→ **Exercise description**
The lines from the top of the material below through the line containing "import React from 'react';" are to be printed exactly, with pictures omitted.

►

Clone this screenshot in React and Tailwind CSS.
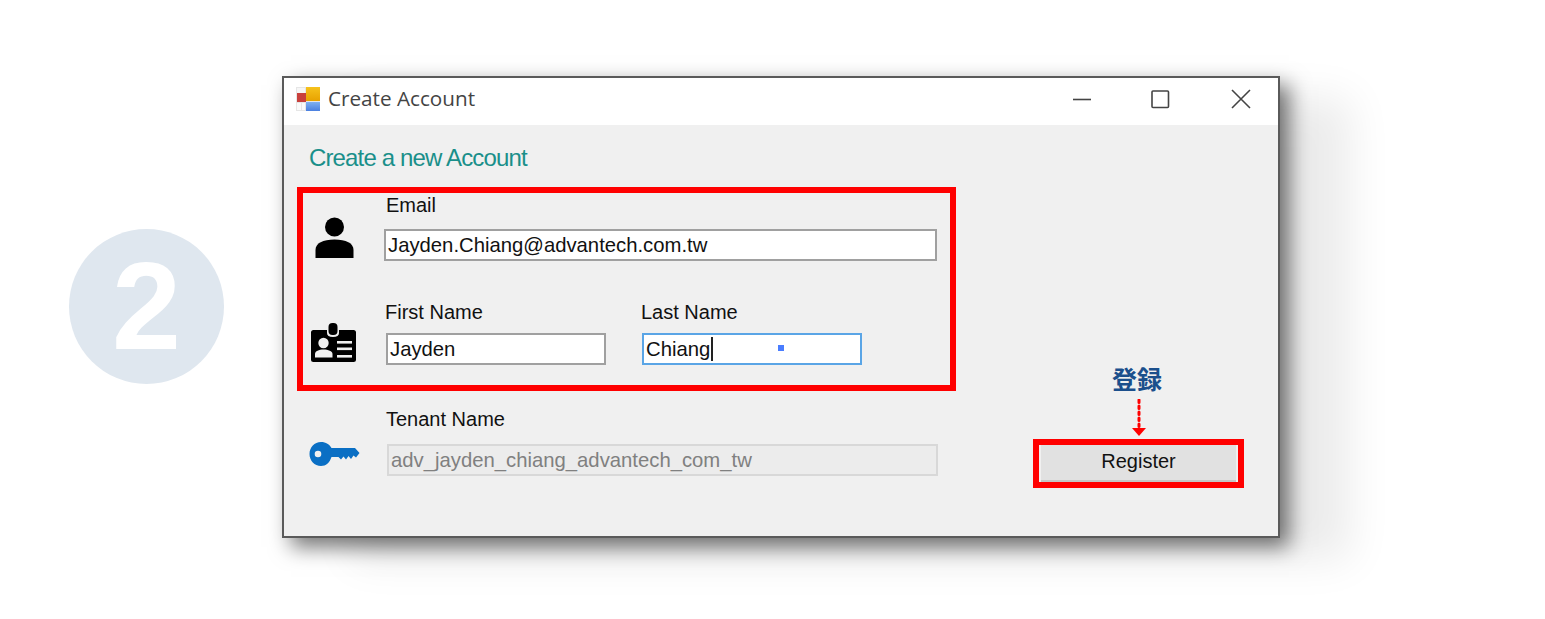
import React from 'react';

const WindowLogo = () => (
  <svg width="24" height="24" viewBox="0 0 24 24" className="shrink-0">
    <defs>
      <linearGradient id="logoYellow" x1="0" y1="0" x2="0" y2="1">
        <stop offset="0" stopColor="#f6c21c" />
        <stop offset="1" stopColor="#e8a200" />
      </linearGradient>
      <linearGradient id="logoBlue" x1="0" y1="0" x2="0" y2="1">
        <stop offset="0" stopColor="#7fb0f0" />
        <stop offset="1" stopColor="#4b80e0" />
      </linearGradient>
    </defs>
    <rect x="0" y="0" width="24" height="24" fill="#e6e6e6" />
    <rect x="1" y="1" width="8" height="5" fill="#f6f6f6" />
    <rect x="1" y="6" width="9" height="9" fill="#c9403c" />
    <rect x="10" y="0" width="14" height="14" fill="url(#logoYellow)" />
    <rect x="10" y="15" width="14" height="9" fill="url(#logoBlue)" />
    <rect x="1" y="16" width="4" height="7" fill="#fafafa" />
    <rect x="6" y="16" width="3" height="7" fill="#fafafa" />
  </svg>
);

const UserIcon = ({ className }) => (
  <svg width="39" height="41" viewBox="0 0 39 41" className={className}>
    <circle cx="19.5" cy="10" r="9.5" fill="#000" />
    <path d="M0.5 41 V33 C0.5 26 8 22.5 19.5 22.5 C31 22.5 38.5 26 38.5 33 V41 Z" fill="#000" />
  </svg>
);

const BadgeIcon = ({ className }) => (
  <svg width="46" height="39" viewBox="0 0 46 39" className={className}>
    <rect x="18.5" y="0" width="9" height="12" rx="4" fill="#000" />
    <path d="M1 9.5 A2.5 2.5 0 0 1 3.5 7 H17 V10 C17 12.5 19 14 23 14 C27 14 29 12.5 29 10 V7 H43.5 A2.5 2.5 0 0 1 46 9.5 V36.5 A2.5 2.5 0 0 1 43.5 39 H3.5 A2.5 2.5 0 0 1 1 36.5 Z" fill="#000" />
    <circle cx="13.5" cy="20" r="5.2" fill="#f0f0f0" />
    <path d="M5 34.5 V31 C5 28 9 26.5 13.5 26.5 C18 26.5 22.5 28 22.5 31 V34.5 Z" fill="#f0f0f0" />
    <rect x="27" y="18" width="15" height="2.6" fill="#f0f0f0" />
    <rect x="27" y="24.5" width="15" height="2.6" fill="#f0f0f0" />
    <rect x="27" y="32" width="15" height="2.6" fill="#f0f0f0" />
  </svg>
);

const KeyIcon = ({ className }) => (
  <svg width="51" height="26" viewBox="0 0 51 26" className={className}>
    <path
      fillRule="evenodd"
      d="M12 1 C17 1 20.5 3.5 22.5 7 H46 L50.5 12 L47 16.5 L44.5 14.5 L42 18 L39.5 15 L37 18.5 L34.5 15.5 L32 18.5 L29.5 16 H22.5 C20.5 22 17 25 12 25 C5.5 25 0.5 19.5 0.5 13 C0.5 6.5 5.5 1 12 1 Z M9 9.7 A3.3 3.3 0 1 0 9 16.3 A3.3 3.3 0 1 0 9 9.7 Z"
      fill="#0a6fc4"
    />
  </svg>
);

const Label = ({ className = '', children }) => (
  <div className={`h-5 text-[20px] leading-5 text-[#111] ${className}`}>{children}</div>
);

const Field = ({ className = '', children }) => (
  <div className={`flex h-8 items-center overflow-hidden border-2 pl-[2px] text-[20.3px] ${className}`}>
    {children}
  </div>
);

export default function App() {
  return (
    <div className="flex h-[619px] w-full items-start overflow-hidden bg-white pl-[69px] font-['Liberation_Sans','Noto_Sans_CJK_JP',sans-serif]">
      {/* step number */}
      <div className="mt-[229px] flex h-[155px] w-[155px] shrink-0 items-center justify-center rounded-full bg-[#dfe7ef] pb-[2px] text-[124px] leading-none font-bold text-white">
        2
      </div>

      {/* dialog */}
      <div className="mt-[76px] ml-[58px] flex h-[462px] w-[998px] shrink-0 flex-col border-2 border-[#5a5a5a] bg-[#f0f0f0] shadow-[9px_9px_20px_rgba(0,0,0,0.55),70px_22px_40px_rgba(0,0,0,0.08)]">
        <div className="flex h-[47px] shrink-0 items-center bg-white pb-[6px] pl-[12px]">
          <WindowLogo />
          <span className="ml-[8px] text-[20.7px] text-[#444] font-['Open_Sans',sans-serif]">Create Account</span>
          <div className="ml-auto flex items-center pr-[27px]">
            <svg width="20" height="20" viewBox="0 0 20 20" className="mr-[58px]">
              <path d="M1 10.5 H19" stroke="#444" strokeWidth="1.6" />
            </svg>
            <svg width="20" height="20" viewBox="0 0 20 20" className="mr-[61px]">
              <rect x="2" y="2" width="16.5" height="16.5" rx="1" fill="none" stroke="#444" strokeWidth="1.6" />
            </svg>
            <svg width="20" height="20" viewBox="0 0 20 20">
              <path d="M1 1 L19 19 M19 1 L1 19" stroke="#444" strokeWidth="1.6" />
            </svg>
          </div>
        </div>

        <div className="flex flex-1 pl-[13px]">
          <div className="w-[659px] shrink-0">
            <h1 className="mt-[19px] mb-[15px] ml-[12px] h-7 text-[24px] leading-7 font-normal tracking-[-0.85px] text-[#1a8f8a]">
              Create a new Account
            </h1>

            {/* required fields */}
            <div className="h-[204px] border-[6px] border-[#ff0000] pt-[2px]">
              <div className="flex">
                <UserIcon className="mt-[22px] ml-[12px] shrink-0" />
                <div className="ml-[30px] flex-1">
                  <Label className="ml-[2px]">Email</Label>
                  <Field className="mt-[14px] w-[553px] border-[#a0a0a0] bg-white text-[#111]">
                    Jayden.Chiang@advantech.com.tw
                  </Field>
                </div>
              </div>
              <div className="mt-[41px] flex">
                <BadgeIcon className="mt-[21px] ml-[7px] shrink-0" />
                <div className="ml-[29px] w-[256px]">
                  <Label>First Name</Label>
                  <Field className="mt-[11px] ml-[1px] w-[220px] border-[#a0a0a0] bg-white text-[#111]">Jayden</Field>
                </div>
                <div>
                  <Label>Last Name</Label>
                  <Field className="relative mt-[11px] ml-[1px] w-[220px] border-[#5aa5e6] bg-white text-[#111]">
                    Chiang
                    <span className="ml-[1px] h-[24px] w-[2px] bg-[#222]" />
                    <span className="absolute top-[10px] left-[134px] h-[6px] w-[6px] bg-[#4a7dff]" />
                  </Field>
                </div>
              </div>
            </div>

            <div className="mt-[18px] flex">
              <KeyIcon className="mt-[32px] ml-[12px] shrink-0" />
              <div className="ml-[26px]">
                <Label>Tenant Name</Label>
                <Field className="mt-[15px] ml-[1px] w-[551px] border-[#d8d8d8] bg-[#ececec] text-[#808080]">
                  adv_jayden_chiang_advantech_com_tw
                </Field>
              </div>
            </div>
          </div>

          {/* register */}
          <div className="ml-[77px] flex w-[211px] shrink-0 flex-col items-center pt-[239px]">
            <div className="mr-[3px] h-8 text-[25px] leading-8 font-bold text-[#1b4f8c]">登録</div>
            <svg width="16" height="38" viewBox="0 0 16 38" className="mt-[3px] mr-[-1px]">
              <path d="M8 1 V28" stroke="#ff0000" strokeWidth="3" strokeDasharray="2.5 3.5" strokeLinecap="round" />
              <path d="M1 29 H15 L8 37 Z" fill="#ff0000" />
            </svg>
            <div className="mt-[2px] h-[49px] w-[211px] border-[6px] border-[#ff0000]">
              <button className="ml-[2px] block h-[37px] w-[195px] border-b-2 border-[#c6c6c6] bg-[#e1e1e1] pb-[4px] text-[20px] leading-none text-[#111]">
                Register
              </button>
            </div>
          </div>
        </div>
      </div>
    </div>
  );
}
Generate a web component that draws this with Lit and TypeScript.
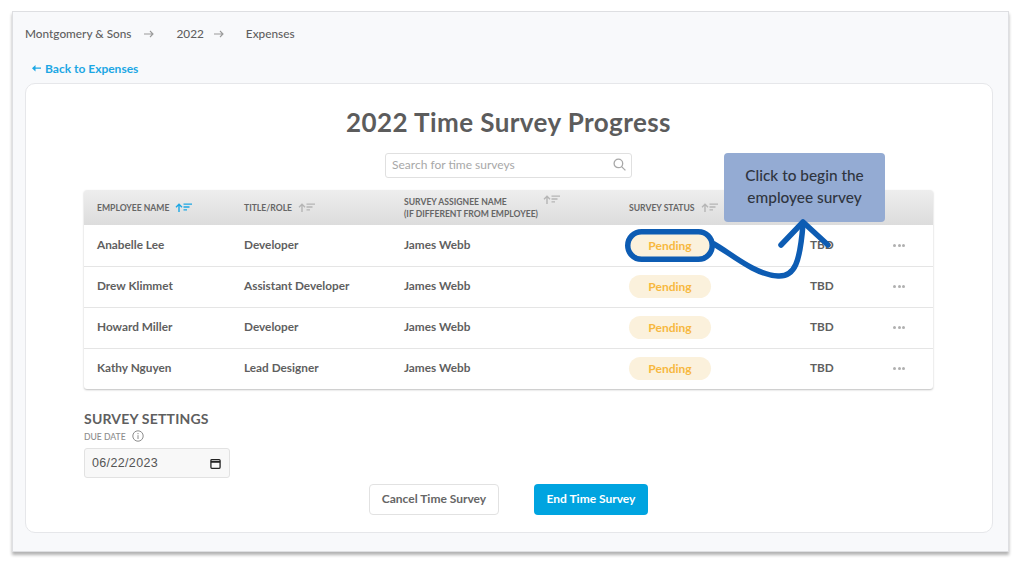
import { LitElement, html, css, svg } from "lit";
import { customElement } from "lit/decorators.js";

const sortIcon = (on: boolean) => html`<svg class="sort ${on ? "on" : ""}" width="17" height="9" viewBox="0 0 17 9" fill="none" stroke="currentColor">
  <path d="M4 9V1.5M1 4.2 4 1.2 7 4.2" stroke-width="1.4"/>
  <path d="M8.5 1.2H17M8.5 4H14.5M8.5 6.8H12" stroke-width="1.3"/>
</svg>`;

const rows = [
  ["Anabelle Lee", "Developer"],
  ["Drew Klimmet", "Assistant Developer"],
  ["Howard Miller", "Developer"],
  ["Kathy Nguyen", "Lead Designer"],
];

@customElement("app-root")
export class AppRoot extends LitElement {
  static styles = css`
    :host { display: block; height: 561px; overflow: hidden; background: #fff; font-family: "Lato", "Noto Sans", sans-serif; color: #5f5f5f; }
    .frame { position: relative; margin: 11px 15px 0 12px; height: 541px; box-sizing: border-box; background: #f8f9fb; border: 1px solid #dedfe2; box-shadow: 0 3px 3px rgba(0,0,0,.3); padding: 0 15px 0 12px; }
    .crumbs { display: flex; align-items: center; height: 43px; font-size: 11.8px; font-weight: 500; color: #5f5f5f; }
    .a1 { margin: 0 22px 0 13px; } .a2 { margin: 0 22px 0 10px; }
    .back { box-sizing: border-box; display: flex; align-items: center; gap: 4px; height: 28px; padding: 0 0 2px 7px; font-size: 12px; font-weight: 700; color: #1ca7e4; }
    .card { box-sizing: border-box; height: 450px; background: #fff; border: 1px solid #e6e7ea; border-radius: 10px; padding: 0 59px 0 58px; display: flex; flex-direction: column; }
    h1 { margin: 20px 0 0; height: 36px; line-height: 36px; text-align: center; font-size: 26px; font-weight: 700; color: #5c5c5c; letter-spacing: .42px; }
    .search { box-sizing: border-box; margin: 13px auto 0; width: 247px; height: 25px; flex: none; border: 1px solid #e0e0e0; border-radius: 3px; display: flex; align-items: center; justify-content: space-between; padding: 0 5px 2px 6px; font-size: 12px; color: #a8a8a8; }
    .table { margin-top: 12px; border-radius: 3px; box-shadow: 0 1px 2px rgba(0,0,0,.25); flex: none; }
    .row { display: grid; grid-template-columns: 147px 160px 225px 181px 83px 53px; align-items: center; height: 41px; border-top: 1px solid #e5e5e5; box-sizing: border-box; padding-bottom: 2px; font-size: 11.8px; font-weight: 700; color: #5f5f5f; }
    .row > div { padding-left: 13px; }
    .row > .t { padding-bottom: 2px; }
    .row.first { border-top: none; padding-bottom: 1px; }
    .row.head { height: 35px; border: none; padding-bottom: 0; background: linear-gradient(#eeeeee, #dcdcdc); font-size: 8.6px; font-weight: 700; color: #666; border-radius: 3px 3px 0 0; line-height: 12px; }
    .head .cell { display: flex; align-items: center; gap: 6px; }
    .sort { color: #b5b5b5; flex: none; }
    .sort.on { color: #1ca7e4; }
    .pill { width: 82px; height: 23px; line-height: 23px; text-align: center; border-radius: 12px; background: #fbf1dc; color: #f7b83f; font-weight: 700; font-size: 12px; }
    .dots { display: flex; gap: 1.5px; }
    .dots i { width: 3px; height: 3px; border-radius: 50%; background: #b0b0b0; }
    .settings { margin-top: 21px; font-size: 14px; font-weight: 700; color: #5f5f5f; line-height: 17px; letter-spacing: .2px; }
    .due { display: flex; align-items: center; gap: 6px; font-size: 8.6px; color: #8c8c8c; font-weight: 500; height: 17px; margin-top: 1px; }
    .due svg { margin-top: -2px; }
    .date { box-sizing: border-box; width: 146px; height: 30px; border: 1px solid #e2e2e2; border-radius: 3px; background: #f8f8f8; display: flex; align-items: center; justify-content: space-between; padding: 0 8px 0 7px; font-family: "Liberation Sans", sans-serif; font-size: 12.5px; color: #555; margin-top: 3px; letter-spacing: .35px; }
    .actions { display: flex; justify-content: center; gap: 35px; margin-top: 6px; }
    .btn { box-sizing: border-box; height: 31px; padding-bottom: 3px; display: flex; align-items: center; justify-content: center; border-radius: 4px; font-size: 12px; font-weight: 700; }
    .cancel { width: 130px; border: 1px solid #e2e2e2; background: #fff; color: #666; }
    .end { width: 114px; background: #00a4e0; color: #fff; }
    .tip { position: absolute; left: 711px; top: 141px; width: 161px; height: 69px; box-sizing: border-box; border-radius: 4px; background: #94abd3; color: #2f3540; font-size: 15.4px; line-height: 21.5px; text-align: center; padding-top: 12px; font-weight: 500; }
    .overlay { position: absolute; left: -13px; top: -12px; pointer-events: none; }
    .floatsort { position: absolute; left: 530px; top: 183px; color: #b5b5b5; }
  `;

  render() {
    return html`<div class="frame">
      <div class="crumbs">
        <span>Montgomery &amp; Sons</span>
        <svg class="a1" width="10" height="8" viewBox="0 0 10 8" fill="none" stroke="#9a9a9a" stroke-width="1.1"><path d="M0 4H9M6 1l3 3-3 3"/></svg>
        <span>2022</span>
        <svg class="a2" width="10" height="8" viewBox="0 0 10 8" fill="none" stroke="#9a9a9a" stroke-width="1.1"><path d="M0 4H9M6 1l3 3-3 3"/></svg>
        <span>Expenses</span>
      </div>
      <div class="back">
        <svg width="9" height="7" viewBox="0 0 9 7" fill="#1ca7e4"><path d="M0 3.2 3.5 0v2.4H9v1.4H3.5V6.4z"/></svg>
        <span>Back to Expenses</span>
      </div>
      <div class="card">
        <h1>2022 Time Survey Progress</h1>
        <div class="search">
          <span>Search for time surveys</span>
          <svg width="13" height="13" viewBox="0 0 13 13" fill="none" stroke="#a8a8a8" stroke-width="1.3"><circle cx="5.4" cy="5.4" r="4.3"/><path d="M8.6 8.6 12.4 12.4"/></svg>
        </div>
        <div class="table">
          <div class="row head">
            <div class="cell"><span>EMPLOYEE NAME</span>${sortIcon(true)}</div>
            <div class="cell"><span>TITLE/ROLE</span>${sortIcon(false)}</div>
            <div class="cell"><span>SURVEY ASSIGNEE NAME<br />(IF DIFFERENT FROM EMPLOYEE)</span></div>
            <div class="cell"><span>SURVEY STATUS</span>${sortIcon(false)}</div>
            <div></div><div></div>
          </div>
          ${rows.map(
            (r, i) => html`<div class="row ${i === 0 ? "first" : ""}">
              <div class="t">${r[0]}</div><div class="t">${r[1]}</div><div class="t">James Webb</div>
              <div><div class="pill">Pending</div></div>
              <div class="t">TBD</div>
              <div><span class="dots"><i></i><i></i><i></i></span></div>
            </div>`
          )}
        </div>
        <div class="settings">SURVEY SETTINGS</div>
        <div class="due">
          <span>DUE DATE</span>
          <svg width="12" height="12" viewBox="0 0 12 12" fill="none" stroke="#8c8c8c"><circle cx="6" cy="6" r="5.2"/><path d="M6 5.2V9M6 3V4.2"/></svg>
        </div>
        <div class="date">
          <span>06/22/2023</span>
          <svg width="11" height="11" viewBox="0 0 12 12" fill="none" stroke="#222" stroke-width="1.4"><rect x="1" y="1.7" width="10" height="9.5" rx="1"/><path d="M1 4.2H11" stroke-width="2"/></svg>
        </div>
        <div class="actions">
          <div class="btn cancel">Cancel Time Survey</div>
          <div class="btn end">End Time Survey</div>
        </div>
      </div>
      <div class="tip">Click to begin the<br />employee survey</div>
      <svg class="overlay" width="1024" height="561" viewBox="0 0 1024 561" fill="none" stroke="#0d5cb3" stroke-linecap="round" stroke-linejoin="round" stroke-width="5.5">
        ${svg`
          <rect x="627.75" y="231.75" width="84.5" height="27.5" rx="13.75"/>
          <path d="M714 244C730 253 755 275 778 276C795 277 800 262 803 224"/>
          <path d="M781 245 803 222 828 245"/>
        `}
      </svg>
      <svg class="floatsort" width="17" height="9" viewBox="0 0 17 9" fill="none" stroke="currentColor">
        <path d="M4 9V1.5M1 4.2 4 1.2 7 4.2" stroke-width="1.4"/>
        <path d="M8.5 1.2H17M8.5 4H14.5M8.5 6.8H12" stroke-width="1.3"/>
      </svg>
    </div>`;
  }
}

◄

→ **Solution for this problem**
Clone this screenshot in React and Tailwind CSS.
import React from 'react';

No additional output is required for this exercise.